The Taliban’s spokesman said that the group has pardoned everybody for the stability and peace of Afghanistan,’ and said any harm caused in the recent incursion was ‘one of the side effects of conflict’.

‘A huge occupying force was defeated, it was impossible for us to emancipate the country, without injuries, without harms, without hurts.

‘Animosities have come to an end, we want to live peacefully, we don’t want any internal enemies or external enemies.’

Mujahid said that the country was at a ‘historic stage’, with consultation over the creation of the new ‘inclusive’ government to be completed soon. He also said that while there had been some riots involving people who ‘wanted to abuse the situation,’ he assured Kabul’s residents they would be protected.

He also signalled the Taliban might invite countries to return to their embassies after frantic efforts were made in the last few days by many western countries to embassy evacuate staff from the city.

‘The security of embassies is crucially important to us. The areas where there are embassies will have complete security,’ he said.

Despite the obvious PR campaign, terrified families in Kabul handed red and white roses to the Taliban fighters who have taken their city – as they desperately tried to build bridges with them.

Footage of the men and boys approaching the armed members showed them handing the symbolic coloured flowers.

In Afghani culture red roses symbolise friendship, while the white blooms mean forgiveness.

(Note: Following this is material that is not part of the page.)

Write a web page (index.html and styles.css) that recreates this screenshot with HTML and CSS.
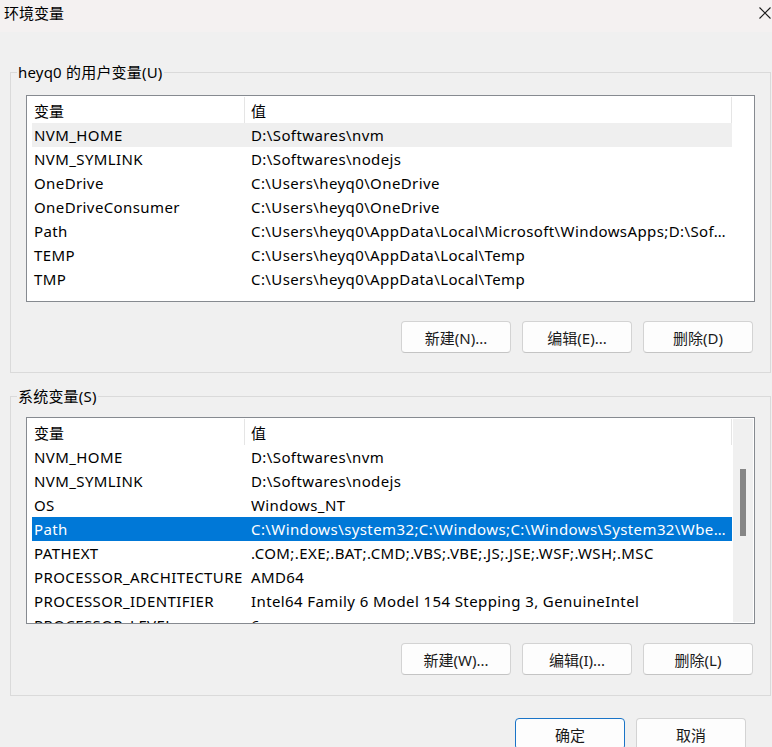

Ironically the flowers were nearly wiped out during the last Taliban regime when gardens were left neglected.

The handing of the roses was a last gamble of families in Kabul who are anxiously waiting to see how rule under the Islamists will look.

With little else to urge compassion from them, mothers and fathers are hoping the gesture will encourage mercy.

The peaceful act is in stark contrast to the actions of Taliban fighters marauding the capital city.

They have been targeting pro-West men and women and knocking on doors to take them away.